Garth Mullins is a Vancouver-based activist who produces Crackdown – A podcast about drug user activism.
On Tuesday, Mullins was a guest speaker at “Community Conversation on the Toxic Drug Crisis,” a sold-out event in Trail that attracted 150 people.
Garth says a big barrier to help is a lack of access to pharmaceutical alternatives.
“So, we have a toxic drug supply. It’ll kill you in the afternoon, it’ll kill you in the morning. So the very thing we need to do is to separate people from the toxic drug supply. Give them a pharmaceutical alternative. That’s what we’ve been asking for for ten years.”
Interior Health also reports that drug deaths remain high. They say that street drugs in the region are increasingly toxic.

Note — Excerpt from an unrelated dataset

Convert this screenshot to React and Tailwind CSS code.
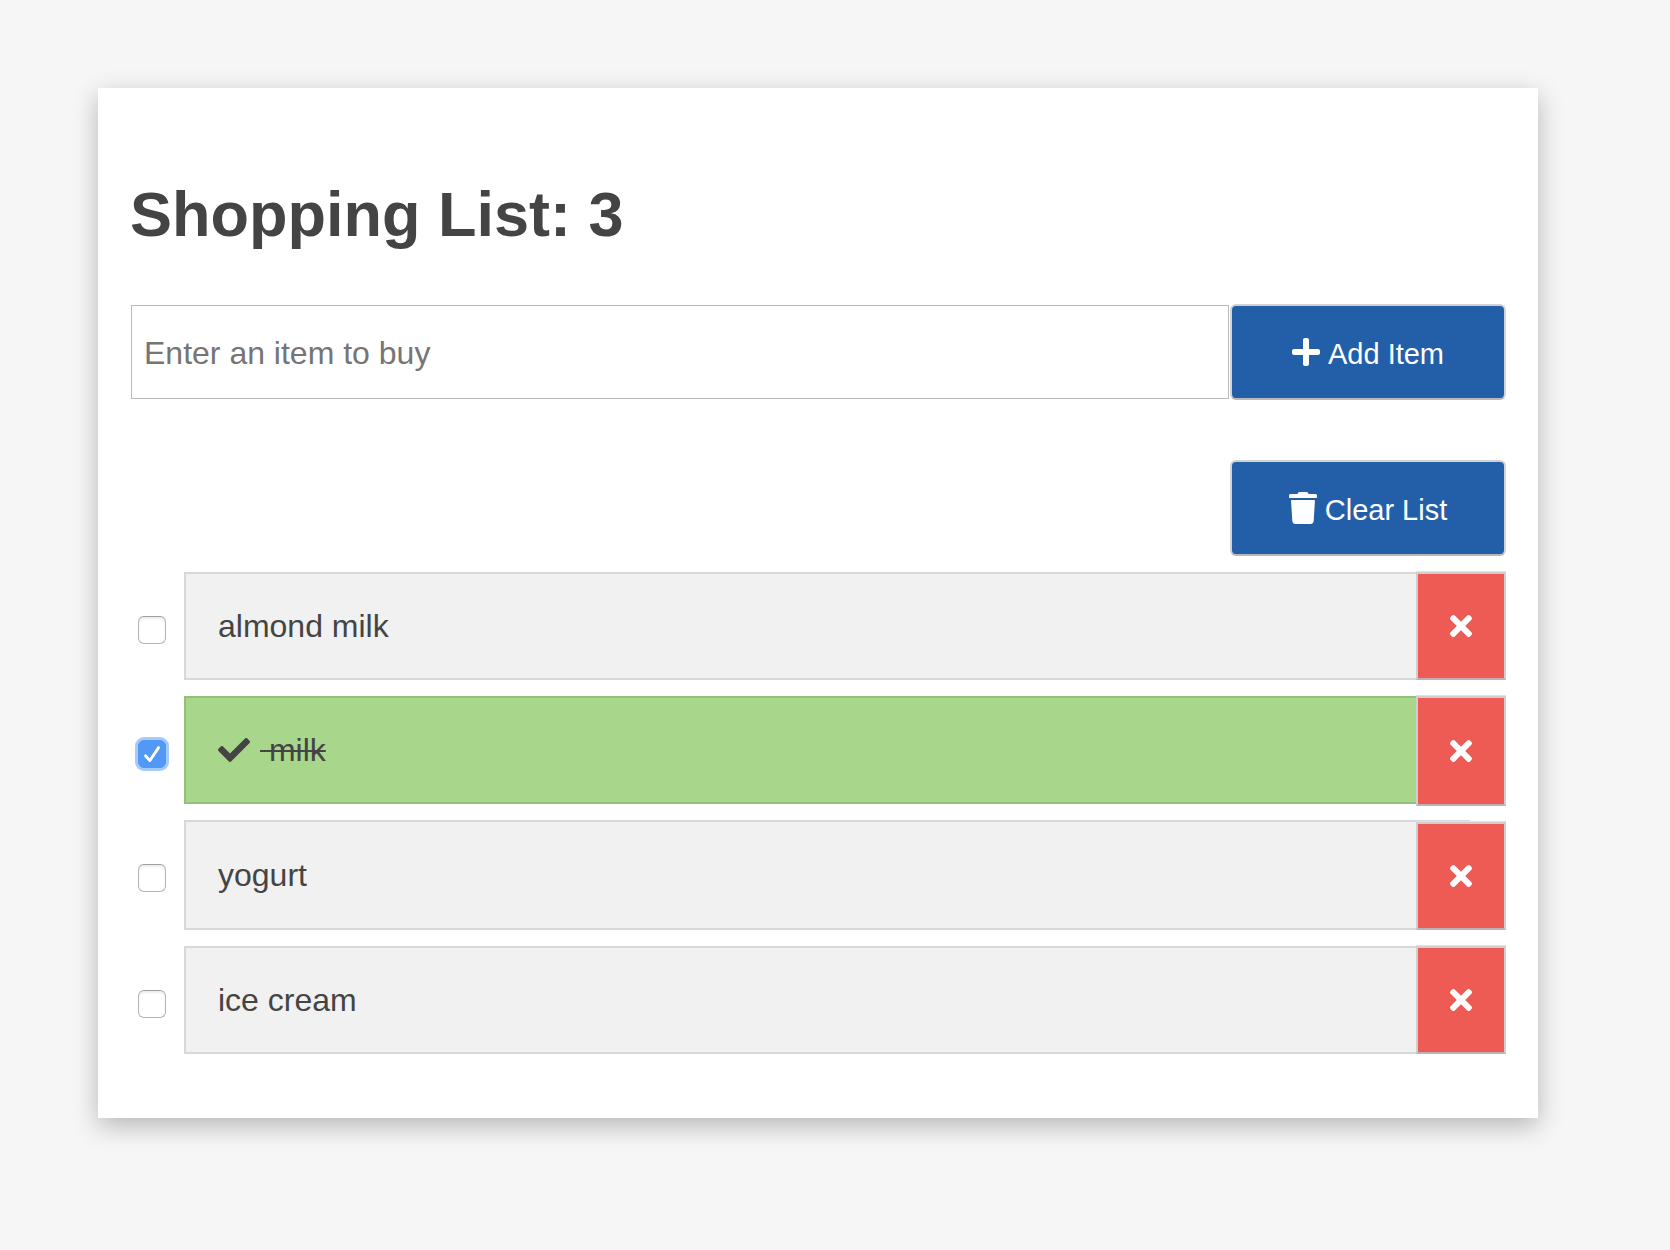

BC Coroners Service data shows the Kootenay Boundary remains one of the hardest-hit regions in the province for toxic drug deaths.
But harm reduction strategies like pharmaceutical alternatives remain controversial.
Organizers say the event aimed to address what they described as misinformation and disinformation around harm reduction strategies. Organizers included community action teams in Nelson, Castlegar, Grand Forks, and Trail in partnership with ANKORS West.
Rising toxic drug poisonings are putting more pressure on service providers. Organizers say space in overdose prevention and shelters is already limited.
Another guest speaker, Corey Ranger is president of the Harm Reduction Nurses Association. Ranger feels drug policy is moving backward in Canada.
He explains that an unregulated drug supply is an unpredictable one. Ranger, like Interior Health, says opioid agonist therapy along with treatment and harm reduction are among the best ways to prevent toxic drug deaths.
Mullins says pharmaceutical alternatives to street drugs are needed to reduce risk. He argues restricting access to traditional street drugs forces people to find more dangerous alternatives.
“…In places where there’s been a furious drug war with lots and lots of police action, drug seizures, interdictions, border controls, all that stuff, those places are more dangerous. The places where they crack down on heroin and crack down on opium, driven those things right out of the market, and they’ve been replaced with fentanyl and you know, tranquilizers and benzodiazepines and stuff. Those are the really dangerous places for drug users.”
Ranger pointed to research showing an association between drug seizures and increased drug poisoning rates. Researchers say overdose rates can rise following enforcement actions by police, possibly because disruptions in the drug supply push people toward more dangerous alternatives.
Cheryl Dowden is Executive Director of ANKORS and an organizer of the event. ANKORS provides essential, harm reduction services to vulnerable populations in both Nelson and Cranbrook.
Cheryl said it’s hard to narrow down which issue is the biggest barrier to people who use drugs getting the help they need. Stigma is the first one that came to her mind. Cheryl says we should seek to understand rather than dismiss those with lived expertise.
“I would say that obviously stigma, and the way that society you know, treats people who use drugs. I mean, that’s something that we’ve been talking about this entire conference is how we remove that barrier. And I think that that just really involves us, opening our hearts and minds.”